27 March 2015
Saudi Arabia and others must not use cluster munitions in Yemen
Saudi Arabia and all countries involved in the military action in Yemen, must not use cluster munitions
Unexploded BLU-97 submunitions present in a district of Sa’ada Governorate near the border of Yemen and Saudi Arabia in July 2013. Photo courtesy of the Executive Committee Office of the Houthi Administration.
On 30 March 2015, Arab News reported that a Saudi Arabia Defense Ministry spokesperson, Brig. Gen. Ahmad Al-Assiri, said: "We are not using cluster bombs at all", referring to military operations in Yemen. This was in answer to a question form Arab News, on whether cluster munitions were used during the airstrikes.
Geneva, 27 March 2015 -- The Cluster Munition Coalition (CMC) is urging Saudi Arabia as well as Bahrain, Egypt, Jordan, Kuwait, Morocco, Pakistan, Qatar, Sudan and United Arab Emirates to refrain from using any cluster munitions in the “Operation Decisive Storm” military action in Yemen, which began on 25 March.
The CMC calls on the 116 nations that are part of the Convention on Cluster Munitions to take immediate action in accordance with the Article 21 (2) of the Convention, to prevent any use of cluster munitions in Yemen or elsewhere.
“We urge Saudi Arabia and all countries involved in the airstrikes in Yemen to not use any cluster munitions,” Megan Burke, Director of Cluster Munition Coalition (CMC) said. “These weapons have been banned because they are indiscriminate and unreliable, causing major humanitarian problems and risks to civilians.”

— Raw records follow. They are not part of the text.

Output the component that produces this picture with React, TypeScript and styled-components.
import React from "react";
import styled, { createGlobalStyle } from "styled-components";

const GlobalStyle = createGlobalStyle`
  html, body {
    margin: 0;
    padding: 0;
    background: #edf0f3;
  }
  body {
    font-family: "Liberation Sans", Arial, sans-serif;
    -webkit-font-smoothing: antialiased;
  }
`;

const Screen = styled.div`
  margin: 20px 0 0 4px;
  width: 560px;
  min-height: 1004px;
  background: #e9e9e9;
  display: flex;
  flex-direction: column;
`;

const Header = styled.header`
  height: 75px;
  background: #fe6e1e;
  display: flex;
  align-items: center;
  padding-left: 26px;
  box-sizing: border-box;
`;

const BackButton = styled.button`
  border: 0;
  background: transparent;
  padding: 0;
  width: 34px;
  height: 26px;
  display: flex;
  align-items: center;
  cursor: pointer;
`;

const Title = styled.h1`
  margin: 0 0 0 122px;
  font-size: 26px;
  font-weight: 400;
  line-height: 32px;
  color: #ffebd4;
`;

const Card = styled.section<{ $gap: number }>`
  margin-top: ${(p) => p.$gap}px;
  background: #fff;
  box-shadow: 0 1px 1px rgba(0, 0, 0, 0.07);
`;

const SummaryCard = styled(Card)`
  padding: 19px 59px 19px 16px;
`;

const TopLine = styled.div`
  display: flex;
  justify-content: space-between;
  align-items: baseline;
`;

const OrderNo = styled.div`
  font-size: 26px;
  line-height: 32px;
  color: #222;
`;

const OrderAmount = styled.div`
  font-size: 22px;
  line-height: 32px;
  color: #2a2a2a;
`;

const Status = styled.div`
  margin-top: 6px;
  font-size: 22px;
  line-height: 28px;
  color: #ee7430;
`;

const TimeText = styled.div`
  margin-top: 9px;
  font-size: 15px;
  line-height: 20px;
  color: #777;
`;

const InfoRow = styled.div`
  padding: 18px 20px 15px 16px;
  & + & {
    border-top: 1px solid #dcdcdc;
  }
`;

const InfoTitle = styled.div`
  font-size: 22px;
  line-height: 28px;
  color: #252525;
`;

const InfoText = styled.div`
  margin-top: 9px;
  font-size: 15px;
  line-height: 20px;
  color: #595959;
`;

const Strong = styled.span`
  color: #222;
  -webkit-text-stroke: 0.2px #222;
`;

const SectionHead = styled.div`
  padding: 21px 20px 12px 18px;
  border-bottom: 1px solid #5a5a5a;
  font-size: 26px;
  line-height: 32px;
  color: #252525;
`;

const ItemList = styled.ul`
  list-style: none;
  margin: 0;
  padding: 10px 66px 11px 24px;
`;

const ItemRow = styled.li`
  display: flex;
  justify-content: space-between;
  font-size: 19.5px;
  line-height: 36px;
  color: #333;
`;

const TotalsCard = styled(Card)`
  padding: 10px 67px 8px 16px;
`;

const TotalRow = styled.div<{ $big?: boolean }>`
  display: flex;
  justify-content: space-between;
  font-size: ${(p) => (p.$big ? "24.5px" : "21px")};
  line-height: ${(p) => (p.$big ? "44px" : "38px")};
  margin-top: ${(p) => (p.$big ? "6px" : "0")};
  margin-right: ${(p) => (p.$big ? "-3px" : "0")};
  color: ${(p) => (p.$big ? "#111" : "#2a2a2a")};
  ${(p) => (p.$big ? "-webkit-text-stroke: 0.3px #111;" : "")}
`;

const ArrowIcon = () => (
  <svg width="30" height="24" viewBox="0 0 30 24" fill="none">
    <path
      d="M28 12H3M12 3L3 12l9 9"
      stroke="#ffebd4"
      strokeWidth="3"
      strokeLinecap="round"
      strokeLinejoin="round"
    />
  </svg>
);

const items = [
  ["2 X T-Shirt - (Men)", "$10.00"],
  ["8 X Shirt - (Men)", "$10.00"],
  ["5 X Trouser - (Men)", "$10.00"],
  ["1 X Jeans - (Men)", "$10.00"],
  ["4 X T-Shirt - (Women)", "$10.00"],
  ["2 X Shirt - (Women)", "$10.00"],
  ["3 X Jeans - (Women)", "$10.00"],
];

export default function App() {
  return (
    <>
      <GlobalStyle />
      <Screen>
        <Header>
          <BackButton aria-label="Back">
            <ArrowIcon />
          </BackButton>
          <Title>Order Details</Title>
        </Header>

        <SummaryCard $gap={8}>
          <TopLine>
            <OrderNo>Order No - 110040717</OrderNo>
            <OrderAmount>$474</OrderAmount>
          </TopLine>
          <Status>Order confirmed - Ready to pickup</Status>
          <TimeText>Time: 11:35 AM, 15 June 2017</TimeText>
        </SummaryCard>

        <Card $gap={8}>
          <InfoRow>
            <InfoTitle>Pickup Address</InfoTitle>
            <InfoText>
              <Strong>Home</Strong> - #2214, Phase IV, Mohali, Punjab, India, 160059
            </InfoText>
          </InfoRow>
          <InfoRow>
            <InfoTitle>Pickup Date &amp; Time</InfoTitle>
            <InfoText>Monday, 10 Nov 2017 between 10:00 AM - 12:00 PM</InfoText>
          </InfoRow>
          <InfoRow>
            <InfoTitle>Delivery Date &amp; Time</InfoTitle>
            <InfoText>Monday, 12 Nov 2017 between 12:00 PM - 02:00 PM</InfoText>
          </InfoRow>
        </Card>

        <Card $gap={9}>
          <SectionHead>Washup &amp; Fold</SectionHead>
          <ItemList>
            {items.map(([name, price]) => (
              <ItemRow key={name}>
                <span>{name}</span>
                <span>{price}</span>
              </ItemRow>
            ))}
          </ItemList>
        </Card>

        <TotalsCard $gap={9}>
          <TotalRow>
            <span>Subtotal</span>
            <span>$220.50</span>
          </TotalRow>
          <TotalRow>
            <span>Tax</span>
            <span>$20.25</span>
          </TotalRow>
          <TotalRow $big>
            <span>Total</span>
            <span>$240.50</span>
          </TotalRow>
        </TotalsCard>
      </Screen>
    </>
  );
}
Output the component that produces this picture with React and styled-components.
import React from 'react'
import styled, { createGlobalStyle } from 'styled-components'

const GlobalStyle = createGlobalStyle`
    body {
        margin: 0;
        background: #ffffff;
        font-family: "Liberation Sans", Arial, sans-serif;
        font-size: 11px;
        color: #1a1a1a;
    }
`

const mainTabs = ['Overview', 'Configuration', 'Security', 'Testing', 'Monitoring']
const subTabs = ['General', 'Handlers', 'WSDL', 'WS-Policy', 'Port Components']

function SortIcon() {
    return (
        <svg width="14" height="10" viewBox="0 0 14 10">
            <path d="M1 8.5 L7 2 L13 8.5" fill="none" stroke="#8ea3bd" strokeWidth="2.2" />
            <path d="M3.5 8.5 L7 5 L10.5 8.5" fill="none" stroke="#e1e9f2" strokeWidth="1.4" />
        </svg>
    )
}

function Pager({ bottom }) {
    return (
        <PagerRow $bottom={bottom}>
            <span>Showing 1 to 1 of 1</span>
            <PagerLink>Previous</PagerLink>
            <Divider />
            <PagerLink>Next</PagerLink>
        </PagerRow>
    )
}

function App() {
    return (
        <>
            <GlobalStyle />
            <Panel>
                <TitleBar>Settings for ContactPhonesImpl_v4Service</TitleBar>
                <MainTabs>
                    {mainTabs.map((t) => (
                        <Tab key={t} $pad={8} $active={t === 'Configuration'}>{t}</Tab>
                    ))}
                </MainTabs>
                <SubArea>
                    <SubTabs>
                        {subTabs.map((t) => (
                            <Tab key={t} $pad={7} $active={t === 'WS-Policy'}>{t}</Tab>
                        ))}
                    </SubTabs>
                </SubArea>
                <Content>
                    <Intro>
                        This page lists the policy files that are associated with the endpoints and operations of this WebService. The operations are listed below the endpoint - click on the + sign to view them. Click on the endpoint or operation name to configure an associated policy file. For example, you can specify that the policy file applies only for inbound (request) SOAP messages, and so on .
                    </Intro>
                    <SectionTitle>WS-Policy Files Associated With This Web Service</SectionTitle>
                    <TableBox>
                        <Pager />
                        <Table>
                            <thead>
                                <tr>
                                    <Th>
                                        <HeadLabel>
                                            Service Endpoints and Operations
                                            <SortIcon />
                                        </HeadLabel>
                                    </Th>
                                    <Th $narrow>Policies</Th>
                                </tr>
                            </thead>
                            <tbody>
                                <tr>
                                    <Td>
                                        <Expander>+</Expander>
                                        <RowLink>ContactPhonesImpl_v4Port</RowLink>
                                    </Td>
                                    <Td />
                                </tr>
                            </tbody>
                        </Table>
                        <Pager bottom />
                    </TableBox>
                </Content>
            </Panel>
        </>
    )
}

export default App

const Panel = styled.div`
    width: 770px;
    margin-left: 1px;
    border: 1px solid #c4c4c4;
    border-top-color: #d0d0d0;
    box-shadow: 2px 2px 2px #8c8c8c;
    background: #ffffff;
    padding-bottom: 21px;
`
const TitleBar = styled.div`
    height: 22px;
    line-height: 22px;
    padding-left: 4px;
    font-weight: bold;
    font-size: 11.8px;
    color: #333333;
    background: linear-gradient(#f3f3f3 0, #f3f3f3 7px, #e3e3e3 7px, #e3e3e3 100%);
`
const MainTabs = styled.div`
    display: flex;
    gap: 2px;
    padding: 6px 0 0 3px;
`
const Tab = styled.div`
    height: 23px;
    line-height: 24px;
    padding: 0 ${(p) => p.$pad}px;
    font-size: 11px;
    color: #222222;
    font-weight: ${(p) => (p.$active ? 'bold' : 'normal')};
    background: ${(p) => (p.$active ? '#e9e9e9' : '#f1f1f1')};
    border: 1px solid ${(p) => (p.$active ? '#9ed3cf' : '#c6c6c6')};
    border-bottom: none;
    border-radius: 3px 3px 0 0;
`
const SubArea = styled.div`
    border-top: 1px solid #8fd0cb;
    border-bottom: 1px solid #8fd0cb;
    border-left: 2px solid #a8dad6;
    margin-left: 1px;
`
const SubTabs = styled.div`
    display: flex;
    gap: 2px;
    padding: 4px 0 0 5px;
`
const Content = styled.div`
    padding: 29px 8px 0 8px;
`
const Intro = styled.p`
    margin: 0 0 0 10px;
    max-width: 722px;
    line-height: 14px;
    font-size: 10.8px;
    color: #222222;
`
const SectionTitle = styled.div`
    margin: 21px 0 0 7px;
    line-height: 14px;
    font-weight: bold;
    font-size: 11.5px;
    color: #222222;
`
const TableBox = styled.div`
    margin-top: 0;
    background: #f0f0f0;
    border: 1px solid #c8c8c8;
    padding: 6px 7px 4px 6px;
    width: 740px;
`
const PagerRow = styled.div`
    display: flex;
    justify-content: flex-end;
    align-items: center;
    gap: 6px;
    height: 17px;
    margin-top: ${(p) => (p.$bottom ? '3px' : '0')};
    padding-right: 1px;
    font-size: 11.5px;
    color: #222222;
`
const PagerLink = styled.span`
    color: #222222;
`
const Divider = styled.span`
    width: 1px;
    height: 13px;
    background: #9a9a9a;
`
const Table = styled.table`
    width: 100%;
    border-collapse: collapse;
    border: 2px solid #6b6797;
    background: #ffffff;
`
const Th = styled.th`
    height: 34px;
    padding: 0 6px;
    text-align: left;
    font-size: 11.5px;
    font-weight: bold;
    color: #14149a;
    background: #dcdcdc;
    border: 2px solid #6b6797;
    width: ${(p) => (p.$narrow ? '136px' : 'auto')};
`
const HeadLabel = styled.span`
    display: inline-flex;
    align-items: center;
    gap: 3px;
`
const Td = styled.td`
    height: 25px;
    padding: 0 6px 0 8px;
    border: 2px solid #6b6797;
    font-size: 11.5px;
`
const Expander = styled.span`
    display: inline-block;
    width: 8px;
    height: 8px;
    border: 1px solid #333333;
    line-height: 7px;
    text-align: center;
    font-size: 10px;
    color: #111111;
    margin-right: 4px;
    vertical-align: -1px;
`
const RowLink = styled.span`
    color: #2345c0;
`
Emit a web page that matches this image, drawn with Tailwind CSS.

Neither Yemen nor any of countries participating in “Operation Decisive Storm” have joined the Convention on Cluster Munitions, but they have voted for recent UN General Assembly resolutions expressing concern at the use of cluster munitions in Syria in 2013.
There is credible evidence that Saudi Arabia used cluster bombs in air strikes on Yemen’s northern Sada’a governorate in November 2009 when the Saudi Air Force conducted airstrikes and Saudi armed forces intervened on the ground. Cluster munition remnants from the 2009 airstrikes, including unexploded submunitions, have been recorded by a number of sources. In July 2013, Yemeni deminers photographed unexploded U.S.-made BLU-97 and BLU-61 submunitions. In May 2014, VICE News published research including photos and video shot near the city of Sada’a, the capital of Sada’a governorate, showing numerous remnants of U.S.-made CBU-52 cluster bombs.
"After humanitarian catastrophe by cluster munitions in Syria recently, Lebanon and Iraq in the near past, Yemen and the Middle East as whole cannot bear the use of cluster munitions again," said Ayman Sorour, director of Protection, a CMC member. "Following human tragedy, cluster munitions have been banned, thus they should not be used by any country in military operation in Yemen or anywhere else." He added.
Yemen is believed to stockpile only cluster munitions of Soviet origin. U.S. export records show that Saudi Arabia has received significant exports of U.S. cluster bombs. Unless modified, Yemen’s Soviet supplied aircraft are not capable of delivering US-made cluster bombs and the Houthi rebels do not operate aircraft capable of using cluster munitions. All The other countries participating in “Operation Decisive Storm” are believed to stockpile cluster munitions except Morocco.
The CMC has conveyed its concerns and messages through letters to Saudi Arabia and all states that are involved in the military action in Yemen.
To date 116 states have joined the Convention on Cluster Munitions, of which 91 are States Parties. The last three countries to join the Convention are Palestine, Paraguay and Canada.